By Maria Saporta
As published in the Atlanta Business Chronicle on July 6, 2018
The United Way of Greater Atlanta is partnering with more than 30 other nonprofits to focus on the well-being of children in the Atlanta region.
It has developed a Child Well-Being Index — organized by ZIP code — to illustrate the regional portrait of children and pinpoint the disparities in the region.
The Child Well-Being Index gives the region a failing score of 58.9. The coalition of nonprofits is forming a “movement” to raise the overall child well-being score to 68.9 by 2027 by focusing on 250,000 children living in the most critical areas.
“This is an example of how we are beginning to organize outside of our traditional partners,” said Milton Little, president and CEO of Atlanta’s United Way. “We are trying to improve the well-being of kids in Atlanta. It’s part of the re-engineering of United Way into a year-round fundraising volunteer engagement entity focused on a specific set of outcomes over the 10-year period.”
The United Way and its partners have secured more than $87 million from donors in the past year that will be invested in the community — most through agencies that have demonstrated an ability to improve child well-being.
Also, United Way, for the first time in four years, has accepted new applicants to its investment process, so that now more than 40 new agencies in the region will receive support.
“The social and economic costs of not addressing these issues are staggering,” said Madelyn Adams, director of community benefits at Kaiser Permanente and member of both the Child Well-Being Steering Group and Community Engagement Council. “With a renewed focus on the areas of greatest need, together, we can make a collective impact on our community.”
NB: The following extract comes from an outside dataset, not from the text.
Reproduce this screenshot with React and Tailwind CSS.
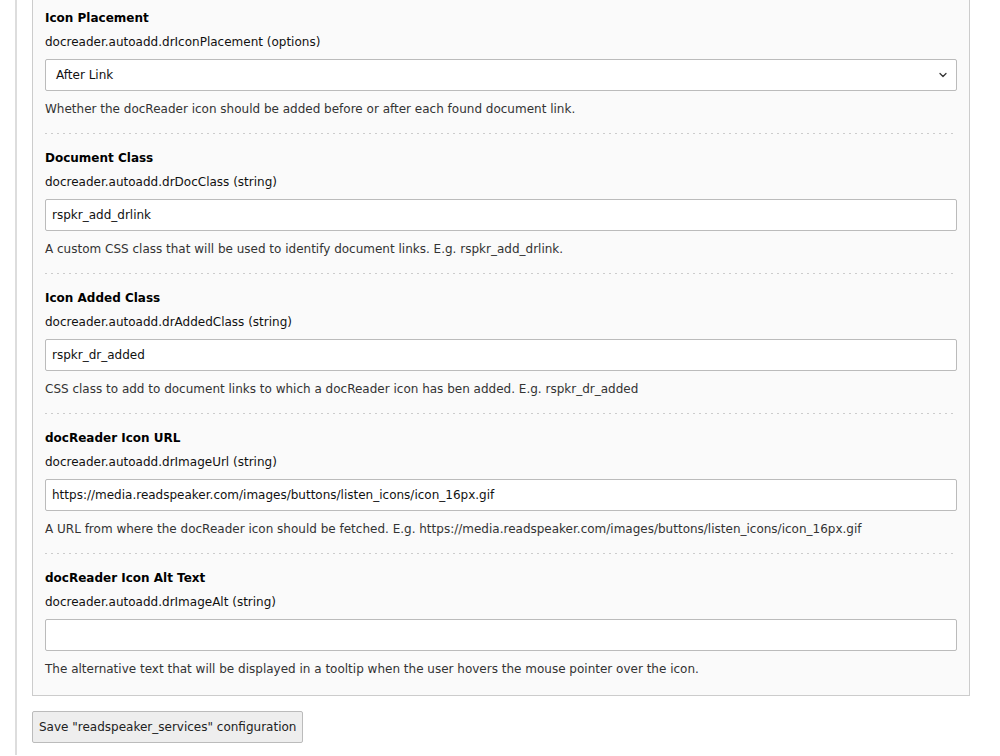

Stephen Scherger, chief financial officer at Graphic Packaging International and Atlanta United Way’s board chair, said it is necessary to expand partnerships with other organizations to truly have an impact. The new United Way partners will join existing partners to improve the region’s ability to address the needs of children and families in the greater Atlanta community.
“No one can create large scale, lasting changes alone,” Little said. “To change the futures of 250,000 children within 10 years will require more than just our efforts and those of our partners. We need leaders in the civic community to come together in the Child Well-Being movement. The stakes are high. If our kids don’t reach their potential, neither will we as a region.”
Georgia Tech and Delta
Delta Air Lines will be the first participant in the corporate sustainability program of the Ray C. Anderson Center for Sustainable Business at Georgia Tech Scheller College of Business.
The center, founded in 2013, launched the program to deepen ties between Georgia Tech and select corporations that demonstrate commitment to environmental and social sustainability. “Our mission aligns everything we do with two primary outcomes: integrating sustainability into business education and practice and facilitating innovation in business through sustainability-inspired ideas,” said Michael Oxman, the center’s managing director. “This new program capitalizes on the Center’s strengths as a catalyst and connector to the business community.”
The corporate engagement initiative will have guest lectures, joint research and workshops on sustainability topics and trends. Delta’s engagement will also support undergraduate and MBA experiential learning opportunities, such as internships and research.
Steve Tochilin, Delta’s general manager of environmental sustainability, said the airline is looking forward to working with the center to develop “even more sustainable business practices” and to help advance sustainable business education and research at Georgia Tech.